* TASK INPUTS
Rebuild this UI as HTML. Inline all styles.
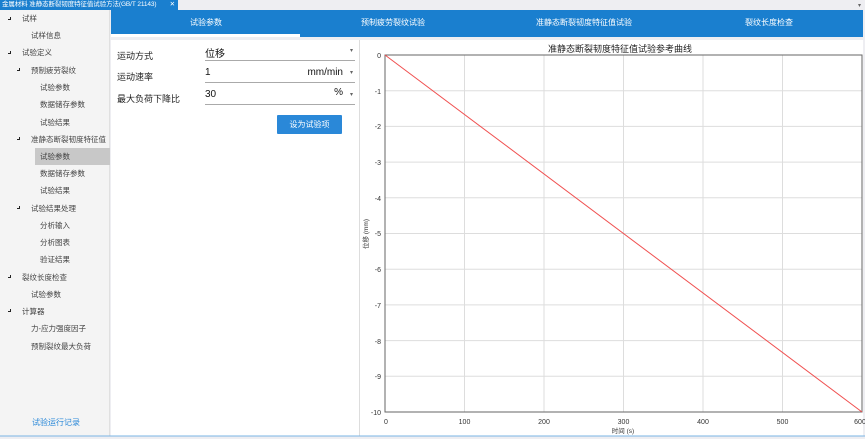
<!DOCTYPE html><html><head><meta charset="utf-8"><style>
*{margin:0;padding:0;box-sizing:border-box}
body{width:865px;height:439px;overflow:hidden;background:#eeeef2;font-family:"Liberation Sans","Noto Sans CJK SC",sans-serif;position:relative}
.tabt{position:absolute;left:0;top:0;width:178px;height:10px;background:#1a7fcf;color:#fff;font-size:6.5px;line-height:10px;padding-left:2px;white-space:nowrap;overflow:hidden;letter-spacing:-0.1px}
.side{position:absolute;left:0;top:10px;width:110px;height:426px;background:#f4f4f4;border-right:1px solid #e0e0e0}
.it{position:absolute;font-size:7.5px;color:#444;white-space:nowrap;line-height:10px}
.ar{position:absolute;width:3px;height:3px;border-right:1px solid #222;border-bottom:1px solid #222}
.hl{position:absolute;left:35px;top:148px;width:75px;height:17px;background:#c8c8c8}
.hdr{position:absolute;left:111px;top:10px;width:752px;height:27px;background:#1a7fcf}
.tab{position:absolute;top:0;height:27px;line-height:25px;color:#fff;font-size:8px}
.main{position:absolute;left:111px;top:40px;width:752px;height:396px;background:#fff}
.lbl{position:absolute;font-size:9px;color:#222}
.fld{position:absolute;left:205px;width:150px;border-bottom:1px solid #aaa;font-size:10px;color:#111;height:16px}
.btn{position:absolute;left:277px;top:115px;width:65px;height:19px;background:#2a88d8;color:#fff;font-size:8px;text-align:center;line-height:19px;border-radius:1px}
</style></head><body>
<div class="tabt">金属材料 准静态断裂韧度特征值试验方法(GB/T 21143)<span style="position:absolute;right:3px;top:0">✕</span></div>
<div class="side"></div>
<div class="hl"></div>
<div class="ar" style="left:8px;top:17px"></div><div class="it" style="left:22px;top:14px">试样</div>
<div class="it" style="left:31px;top:31px">试样信息</div>
<div class="ar" style="left:8px;top:51px"></div><div class="it" style="left:22px;top:48px">试验定义</div>
<div class="ar" style="left:17px;top:68px"></div><div class="it" style="left:31px;top:66px">预制疲劳裂纹</div>
<div class="it" style="left:40px;top:83px">试验参数</div>
<div class="it" style="left:40px;top:100px">数据储存参数</div>
<div class="it" style="left:40px;top:118px">试验结果</div>
<div class="ar" style="left:17px;top:137px"></div><div class="it" style="left:31px;top:135px">准静态断裂韧度特征值</div>
<div class="it" style="left:40px;top:152px">试验参数</div>
<div class="it" style="left:40px;top:169px">数据储存参数</div>
<div class="it" style="left:40px;top:186px">试验结果</div>
<div class="ar" style="left:17px;top:206px"></div><div class="it" style="left:31px;top:204px">试验结果处理</div>
<div class="it" style="left:40px;top:221px">分析输入</div>
<div class="it" style="left:40px;top:238px">分析图表</div>
<div class="it" style="left:40px;top:255px">验证结果</div>
<div class="ar" style="left:8px;top:275px"></div><div class="it" style="left:22px;top:273px">裂纹长度检查</div>
<div class="it" style="left:31px;top:290px">试验参数</div>
<div class="ar" style="left:8px;top:309px"></div><div class="it" style="left:22px;top:307px">计算器</div>
<div class="it" style="left:31px;top:324px">力-应力强度因子</div>
<div class="it" style="left:31px;top:342px">预制裂纹最大负荷</div>
<div class="it" style="left:32px;top:418px;color:#2a88d8;font-size:8px">试验运行记录</div>
<div class="hdr">
<div class="tab" style="left:79px">试验参数</div>
<div style="position:absolute;left:0;top:24px;width:189px;height:3px;background:#fff"></div>
<div class="tab" style="left:250px">预制疲劳裂纹试验</div>
<div class="tab" style="left:425px">准静态断裂韧度特征值试验</div>
<div class="tab" style="left:634px">裂纹长度检查</div>
</div>
<div style="position:absolute;left:858px;top:2px;font-size:6px;color:#666">▾</div>
<div class="main"></div>
<div style="position:absolute;left:359px;top:40px;width:1px;height:396px;background:#ddd"></div>
<div class="lbl" style="left:117px;top:49px">运动方式</div>
<div class="lbl" style="left:117px;top:70px">运动速率</div>
<div class="lbl" style="left:117px;top:92px">最大负荷下降比</div>
<div class="fld" style="top:45px">位移<span style="position:absolute;right:2px;top:2px;font-size:6px;color:#666">▾</span></div>
<div class="fld" style="top:67px">1<span style="position:absolute;right:12px;top:0">mm/min</span><span style="position:absolute;right:2px;top:2px;font-size:6px;color:#666">▾</span></div>
<div class="fld" style="top:89px">30<span style="position:absolute;right:12px;top:-2px">%</span><span style="position:absolute;right:2px;top:2px;font-size:6px;color:#666">▾</span></div>
<div class="btn">设为试验项</div>
<svg style="position:absolute;left:0;top:0" width="865" height="439" font-family="Liberation Sans, Noto Sans CJK SC, sans-serif">
<text x="620" y="52" font-size="9" text-anchor="middle" fill="#222">准静态断裂韧度特征值试验参考曲线</text>
<g stroke="#ddd" stroke-width="1">
<line x1="464.5" y1="55" x2="464.5" y2="412"/><line x1="544" y1="55" x2="544" y2="412"/><line x1="623.5" y1="55" x2="623.5" y2="412"/><line x1="703" y1="55" x2="703" y2="412"/><line x1="782.5" y1="55" x2="782.5" y2="412"/>
<line x1="385" y1="90.7" x2="862" y2="90.7"/><line x1="385" y1="126.4" x2="862" y2="126.4"/><line x1="385" y1="162.1" x2="862" y2="162.1"/><line x1="385" y1="197.8" x2="862" y2="197.8"/><line x1="385" y1="233.5" x2="862" y2="233.5"/><line x1="385" y1="269.2" x2="862" y2="269.2"/><line x1="385" y1="304.9" x2="862" y2="304.9"/><line x1="385" y1="340.6" x2="862" y2="340.6"/><line x1="385" y1="376.3" x2="862" y2="376.3"/>
</g>
<rect x="385" y="55" width="477" height="357" fill="none" stroke="#666" stroke-width="1"/>
<line x1="385" y1="55" x2="862" y2="412" stroke="#f05050" stroke-width="1"/>
<g font-size="7" fill="#333" text-anchor="end">
<text x="381" y="58">0</text><text x="381" y="94">-1</text><text x="381" y="129">-2</text><text x="381" y="165">-3</text><text x="381" y="201">-4</text><text x="381" y="236">-5</text><text x="381" y="272">-6</text><text x="381" y="308">-7</text><text x="381" y="344">-8</text><text x="381" y="379">-9</text><text x="381" y="415">-10</text>
</g>
<g font-size="7" fill="#333" text-anchor="middle">
<text x="386" y="424">0</text><text x="464.5" y="424">100</text><text x="544" y="424">200</text><text x="623.5" y="424">300</text><text x="703" y="424">400</text><text x="782.5" y="424">500</text><text x="860" y="424">600</text>
<text x="623" y="433" font-size="6.5">时间 (s)</text>
</g>
<text x="368" y="234" font-size="6.5" fill="#333" text-anchor="middle" transform="rotate(-90 368 234)">位移 (mm)</text>
<line x1="0" y1="436" x2="865" y2="436" stroke="#7ab4e4" stroke-width="1"/>
</svg>
</body></html>
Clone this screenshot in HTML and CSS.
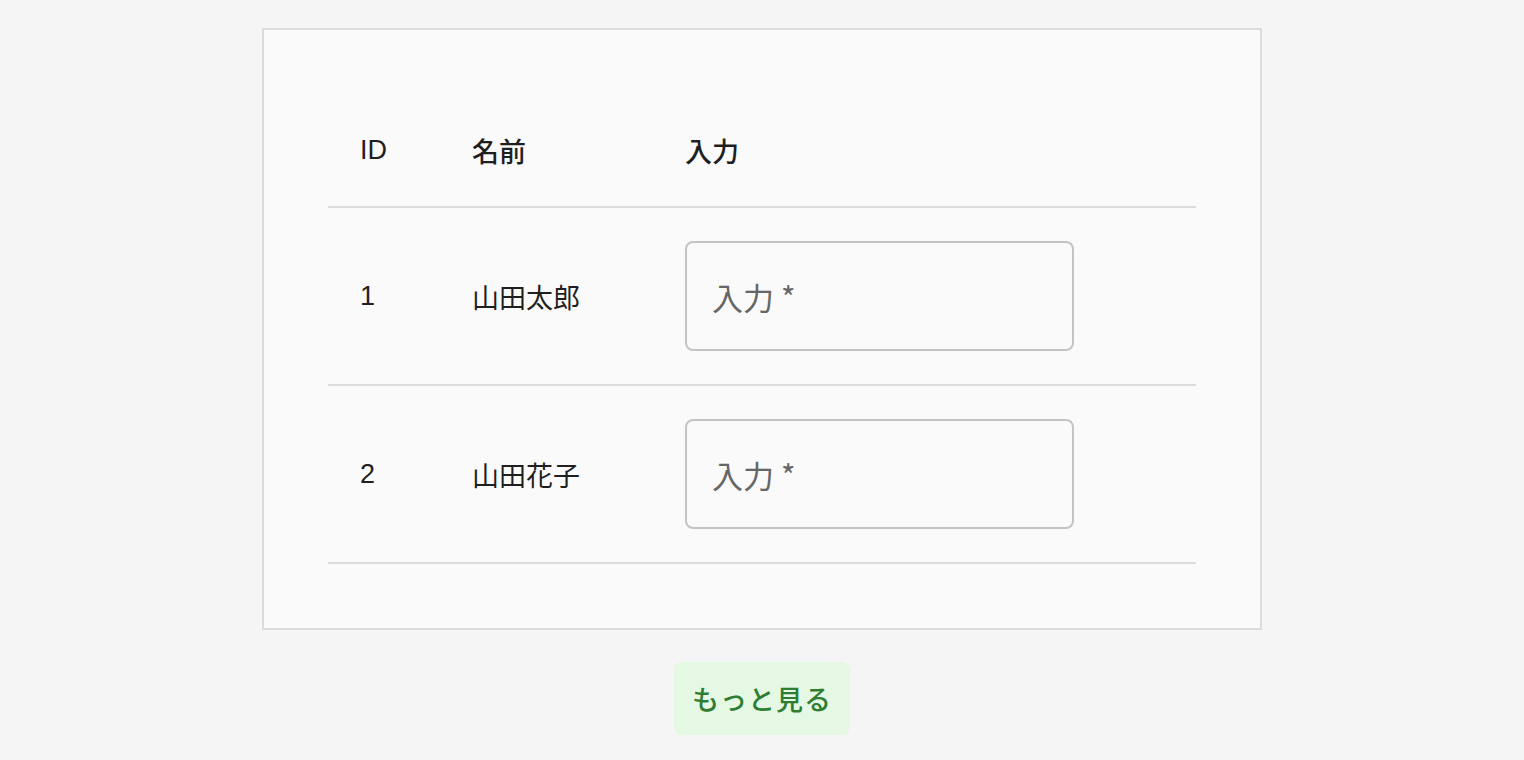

* AIM
Copy every record above exactly, leaving out any pictures.

* FINAL RESULT
Rebuild this UI as HTML. Inline all styles.
<!DOCTYPE html><html><head><meta charset="utf-8"><style>
*{margin:0;padding:0;box-sizing:border-box}
body{width:865px;height:439px;overflow:hidden;background:#eeeef2;font-family:"Liberation Sans","Noto Sans CJK SC",sans-serif;position:relative}
.tabt{position:absolute;left:0;top:0;width:178px;height:10px;background:#1a7fcf;color:#fff;font-size:6.5px;line-height:10px;padding-left:2px;white-space:nowrap;overflow:hidden;letter-spacing:-0.1px}
.side{position:absolute;left:0;top:10px;width:110px;height:426px;background:#f4f4f4;border-right:1px solid #e0e0e0}
.it{position:absolute;font-size:7.5px;color:#444;white-space:nowrap;line-height:10px}
.ar{position:absolute;width:3px;height:3px;border-right:1px solid #222;border-bottom:1px solid #222}
.hl{position:absolute;left:35px;top:148px;width:75px;height:17px;background:#c8c8c8}
.hdr{position:absolute;left:111px;top:10px;width:752px;height:27px;background:#1a7fcf}
.tab{position:absolute;top:0;height:27px;line-height:25px;color:#fff;font-size:8px}
.main{position:absolute;left:111px;top:40px;width:752px;height:396px;background:#fff}
.lbl{position:absolute;font-size:9px;color:#222}
.fld{position:absolute;left:205px;width:150px;border-bottom:1px solid #aaa;font-size:10px;color:#111;height:16px}
.btn{position:absolute;left:277px;top:115px;width:65px;height:19px;background:#2a88d8;color:#fff;font-size:8px;text-align:center;line-height:19px;border-radius:1px}
</style></head><body>
<div class="tabt">金属材料 准静态断裂韧度特征值试验方法(GB/T 21143)<span style="position:absolute;right:3px;top:0">✕</span></div>
<div class="side"></div>
<div class="hl"></div>
<div class="ar" style="left:8px;top:17px"></div><div class="it" style="left:22px;top:14px">试样</div>
<div class="it" style="left:31px;top:31px">试样信息</div>
<div class="ar" style="left:8px;top:51px"></div><div class="it" style="left:22px;top:48px">试验定义</div>
<div class="ar" style="left:17px;top:68px"></div><div class="it" style="left:31px;top:66px">预制疲劳裂纹</div>
<div class="it" style="left:40px;top:83px">试验参数</div>
<div class="it" style="left:40px;top:100px">数据储存参数</div>
<div class="it" style="left:40px;top:118px">试验结果</div>
<div class="ar" style="left:17px;top:137px"></div><div class="it" style="left:31px;top:135px">准静态断裂韧度特征值</div>
<div class="it" style="left:40px;top:152px">试验参数</div>
<div class="it" style="left:40px;top:169px">数据储存参数</div>
<div class="it" style="left:40px;top:186px">试验结果</div>
<div class="ar" style="left:17px;top:206px"></div><div class="it" style="left:31px;top:204px">试验结果处理</div>
<div class="it" style="left:40px;top:221px">分析输入</div>
<div class="it" style="left:40px;top:238px">分析图表</div>
<div class="it" style="left:40px;top:255px">验证结果</div>
<div class="ar" style="left:8px;top:275px"></div><div class="it" style="left:22px;top:273px">裂纹长度检查</div>
<div class="it" style="left:31px;top:290px">试验参数</div>
<div class="ar" style="left:8px;top:309px"></div><div class="it" style="left:22px;top:307px">计算器</div>
<div class="it" style="left:31px;top:324px">力-应力强度因子</div>
<div class="it" style="left:31px;top:342px">预制裂纹最大负荷</div>
<div class="it" style="left:32px;top:418px;color:#2a88d8;font-size:8px">试验运行记录</div>
<div class="hdr">
<div class="tab" style="left:79px">试验参数</div>
<div style="position:absolute;left:0;top:24px;width:189px;height:3px;background:#fff"></div>
<div class="tab" style="left:250px">预制疲劳裂纹试验</div>
<div class="tab" style="left:425px">准静态断裂韧度特征值试验</div>
<div class="tab" style="left:634px">裂纹长度检查</div>
</div>
<div style="position:absolute;left:858px;top:2px;font-size:6px;color:#666">▾</div>
<div class="main"></div>
<div style="position:absolute;left:359px;top:40px;width:1px;height:396px;background:#ddd"></div>
<div class="lbl" style="left:117px;top:49px">运动方式</div>
<div class="lbl" style="left:117px;top:70px">运动速率</div>
<div class="lbl" style="left:117px;top:92px">最大负荷下降比</div>
<div class="fld" style="top:45px">位移<span style="position:absolute;right:2px;top:2px;font-size:6px;color:#666">▾</span></div>
<div class="fld" style="top:67px">1<span style="position:absolute;right:12px;top:0">mm/min</span><span style="position:absolute;right:2px;top:2px;font-size:6px;color:#666">▾</span></div>
<div class="fld" style="top:89px">30<span style="position:absolute;right:12px;top:-2px">%</span><span style="position:absolute;right:2px;top:2px;font-size:6px;color:#666">▾</span></div>
<div class="btn">设为试验项</div>
<svg style="position:absolute;left:0;top:0" width="865" height="439" font-family="Liberation Sans, Noto Sans CJK SC, sans-serif">
<text x="620" y="52" font-size="9" text-anchor="middle" fill="#222">准静态断裂韧度特征值试验参考曲线</text>
<g stroke="#ddd" stroke-width="1">
<line x1="464.5" y1="55" x2="464.5" y2="412"/><line x1="544" y1="55" x2="544" y2="412"/><line x1="623.5" y1="55" x2="623.5" y2="412"/><line x1="703" y1="55" x2="703" y2="412"/><line x1="782.5" y1="55" x2="782.5" y2="412"/>
<line x1="385" y1="90.7" x2="862" y2="90.7"/><line x1="385" y1="126.4" x2="862" y2="126.4"/><line x1="385" y1="162.1" x2="862" y2="162.1"/><line x1="385" y1="197.8" x2="862" y2="197.8"/><line x1="385" y1="233.5" x2="862" y2="233.5"/><line x1="385" y1="269.2" x2="862" y2="269.2"/><line x1="385" y1="304.9" x2="862" y2="304.9"/><line x1="385" y1="340.6" x2="862" y2="340.6"/><line x1="385" y1="376.3" x2="862" y2="376.3"/>
</g>
<rect x="385" y="55" width="477" height="357" fill="none" stroke="#666" stroke-width="1"/>
<line x1="385" y1="55" x2="862" y2="412" stroke="#f05050" stroke-width="1"/>
<g font-size="7" fill="#333" text-anchor="end">
<text x="381" y="58">0</text><text x="381" y="94">-1</text><text x="381" y="129">-2</text><text x="381" y="165">-3</text><text x="381" y="201">-4</text><text x="381" y="236">-5</text><text x="381" y="272">-6</text><text x="381" y="308">-7</text><text x="381" y="344">-8</text><text x="381" y="379">-9</text><text x="381" y="415">-10</text>
</g>
<g font-size="7" fill="#333" text-anchor="middle">
<text x="386" y="424">0</text><text x="464.5" y="424">100</text><text x="544" y="424">200</text><text x="623.5" y="424">300</text><text x="703" y="424">400</text><text x="782.5" y="424">500</text><text x="860" y="424">600</text>
<text x="623" y="433" font-size="6.5">时间 (s)</text>
</g>
<text x="368" y="234" font-size="6.5" fill="#333" text-anchor="middle" transform="rotate(-90 368 234)">位移 (mm)</text>
<line x1="0" y1="436" x2="865" y2="436" stroke="#7ab4e4" stroke-width="1"/>
</svg>
</body></html>
Clone this screenshot in HTML and CSS.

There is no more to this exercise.